Attorney General Ken Paxton won the Texas Republican Senate primary runoff Tuesday, defeating incumbent Sen. John Cornyn by nearly 30 percentage points in a landslide victory that demonstrated President Trump's continued grip on GOP politics in the state.
Cornyn, who has represented Texas in the Senate for more than two decades, conceded the race and said he would support Paxton in the general election. The president endorsed Paxton ahead of Tuesday's vote, a boost that proved decisive in the final days of the campaign.
Paxton will face Democratic nominee James Talarico this November in what political observers are calling one of the nation's most competitive Senate races. Texas has not elected a Democrat to statewide office since 1994.
What the Left Is Saying
Democratic strategists see Paxton's nomination as an opportunity they did not have with Cornyn, arguing that his legal and ethical troubles make him vulnerable in a general election. Rottinghaus noted that national Republicans are already concerned about having to divert resources to defend Texas.
"For a lot of voters, the first thing they will know about Ken Paxton will be something negative," Rottinghaus said during PBS NewsHour analysis. "That's not a great stepping-off point."
Talarico, a former middle school teacher and current state legislator, has centered his campaign on kitchen-table issues including healthcare costs, public education funding, and economic opportunity. Supporters argue that despite Texas's Republican leanings, Paxton's baggage creates an opening for Democrats to make inroads with suburban voters and infrequent voters who could be mobilized by the right candidate and message.
The Talarico campaign has signaled it will focus on drawing contrast between its nominee's clean record and Paxton's history of legal troubles. However, Rottinghaus cautioned that Texas's structural advantages for Republicans remain significant, noting that even if Talarico finds effective messaging, "if it's a straight-up fight between Republicans and Democrats, Republicans have the edge."
What the Right Is Saying
Republicans celebrated Paxton's victory as validation of Trump's continued influence over the party base. Cornyn himself acknowledged the outcome with characteristic party loyalty.
"There's a simple rule in elections," Cornyn said in his concession remarks. "The candidate who gets the most votes wins. The party in the majority gets to govern. And my hope is to keep my party in power for generations."
Trump appeared via video at a Paxton campaign event, reinforcing the alliance between the two political survivors. Paxton called Trump's endorsement "the most powerful force in politics" and pledged to work with the president in the Senate.

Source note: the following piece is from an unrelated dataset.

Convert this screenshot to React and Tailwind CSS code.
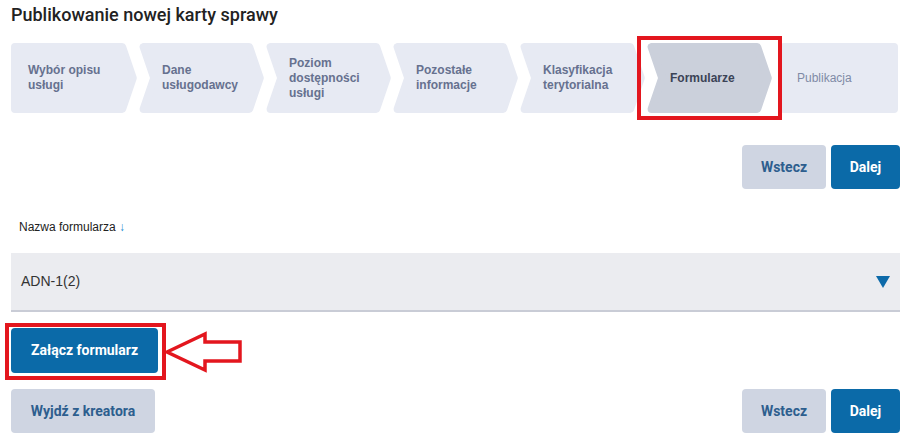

Conservative commentators have framed Paxton's survival of impeachment, indictment, and FBI scrutiny as evidence that voters prioritize policy positions over personal controversies. Supporters argue that Paxton's outsider status and willingness to fight federal government overreach resonates with the GOP base in a way that Cornyn's more institutional style did not.
"You're seeing scandals not matter as much as they used to," Rottinghaus observed, noting that Paxton turned his legal troubles into a loyalty test rather than a liability. Party strategists are confident that November's electoral map and Texas's size favor the Republican nominee regardless of his personal history.
What the Numbers Show
Paxton's margin of victory was approximately 30 percentage points over Cornyn, a significant departure from initial expectations that the race would be competitive. The result suggests Trump endorsement proved decisive in the final stretch of the runoff campaign.
Cornyn served four terms in the Senate representing Texas, first elected in 2002. He previously served as Texas attorney general and Texas Railroad Commission chairman.
Texas has not elected a Democrat to statewide office since 1994, when voters chose Ann Richards for governor. The state has voted Republican in every presidential election since 1980.
Paxton was impeached by the Texas House in May 2023 on charges including bribery and unfitness for office, though the Senate acquitted him following a trial. He faced securities fraud charges earlier in his career and has been subject to ongoing FBI investigation related to alleged abuse of power.
Texas is the nation's second-largest state by population with approximately 30 million residents, making statewide campaigns extraordinarily expensive. The Cook Political Report rates the race as Lean Republican.
The Bottom Line
Tuesday's result marks a significant realignment in Texas Republican politics, signaling the end of the Bush-era conservative coalition that dominated state politics for decades. Paxton's victory demonstrates Trump's continued ability to reshape the GOP electorate even in a state he won comfortably.
The general election will test whether Democrats can capitalize on Paxton's vulnerabilities or whether Texas's structural advantages for Republicans remain insurmountable. National party strategists from both sides are expected to pour significant resources into the race, which could determine control of the Senate.
For now, Talarico faces the difficult task of building a coalition that has not succeeded in statewide races for three decades while contending with an opponent backed by the full weight of the Republican Party and the sitting president. The outcome will be closely watched as a barometer of whether Texas's political landscape is genuinely shifting or remains firmly in Republican hands.
Voters should expect an expensive, contentious race through November with implications extending far beyond the Lone Star State.